Your instructions.
Write out, word for word, every line from the first one through the line that holds "import React from", and nothing else; skip the pictures.

[Start Supplied information]

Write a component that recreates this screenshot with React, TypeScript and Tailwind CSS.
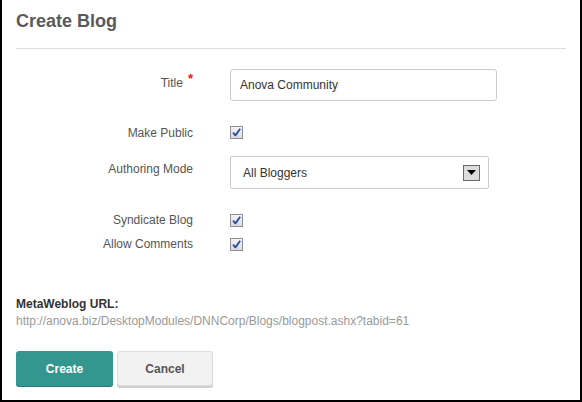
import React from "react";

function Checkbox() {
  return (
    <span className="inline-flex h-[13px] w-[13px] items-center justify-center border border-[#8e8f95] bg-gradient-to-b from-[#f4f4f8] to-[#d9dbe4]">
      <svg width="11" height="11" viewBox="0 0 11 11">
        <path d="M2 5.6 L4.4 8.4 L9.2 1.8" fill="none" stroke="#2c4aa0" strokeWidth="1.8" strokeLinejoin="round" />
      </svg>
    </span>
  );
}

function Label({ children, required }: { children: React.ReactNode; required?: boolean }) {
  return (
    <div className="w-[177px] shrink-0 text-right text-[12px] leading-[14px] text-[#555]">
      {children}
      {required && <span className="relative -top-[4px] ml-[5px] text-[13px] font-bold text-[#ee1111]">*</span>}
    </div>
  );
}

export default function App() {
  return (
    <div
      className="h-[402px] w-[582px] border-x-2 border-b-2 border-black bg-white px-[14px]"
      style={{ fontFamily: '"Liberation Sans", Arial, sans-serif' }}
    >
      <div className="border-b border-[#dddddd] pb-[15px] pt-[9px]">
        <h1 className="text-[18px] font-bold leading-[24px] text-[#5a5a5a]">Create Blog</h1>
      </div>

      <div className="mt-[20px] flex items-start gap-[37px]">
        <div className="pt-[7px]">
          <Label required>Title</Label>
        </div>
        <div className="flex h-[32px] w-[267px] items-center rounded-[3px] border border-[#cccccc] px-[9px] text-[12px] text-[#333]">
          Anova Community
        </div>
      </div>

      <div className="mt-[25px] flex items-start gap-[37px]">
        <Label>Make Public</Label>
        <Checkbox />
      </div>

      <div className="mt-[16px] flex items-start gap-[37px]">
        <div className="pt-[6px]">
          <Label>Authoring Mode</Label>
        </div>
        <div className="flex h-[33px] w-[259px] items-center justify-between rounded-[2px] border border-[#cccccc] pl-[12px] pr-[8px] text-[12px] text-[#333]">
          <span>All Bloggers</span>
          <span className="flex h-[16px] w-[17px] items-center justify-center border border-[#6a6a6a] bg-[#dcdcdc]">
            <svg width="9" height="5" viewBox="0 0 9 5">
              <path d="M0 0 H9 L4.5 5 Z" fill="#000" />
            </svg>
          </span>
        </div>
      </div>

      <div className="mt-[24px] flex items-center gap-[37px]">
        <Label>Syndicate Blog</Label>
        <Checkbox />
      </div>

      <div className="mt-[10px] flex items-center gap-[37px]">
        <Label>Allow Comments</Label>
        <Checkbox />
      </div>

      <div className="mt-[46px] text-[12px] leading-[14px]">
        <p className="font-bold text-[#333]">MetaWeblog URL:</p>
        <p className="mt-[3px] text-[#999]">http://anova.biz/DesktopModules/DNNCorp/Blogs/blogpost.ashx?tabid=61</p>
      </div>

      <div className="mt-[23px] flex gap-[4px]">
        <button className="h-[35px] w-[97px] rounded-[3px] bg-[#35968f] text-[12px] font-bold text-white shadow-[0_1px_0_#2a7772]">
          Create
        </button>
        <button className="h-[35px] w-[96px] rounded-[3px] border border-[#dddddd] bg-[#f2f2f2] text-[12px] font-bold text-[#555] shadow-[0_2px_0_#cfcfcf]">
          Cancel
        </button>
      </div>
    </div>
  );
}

[End Supplied information]

Result for this exercise.
Write a component that recreates this screenshot with React, TypeScript and Tailwind CSS.
import React from "react";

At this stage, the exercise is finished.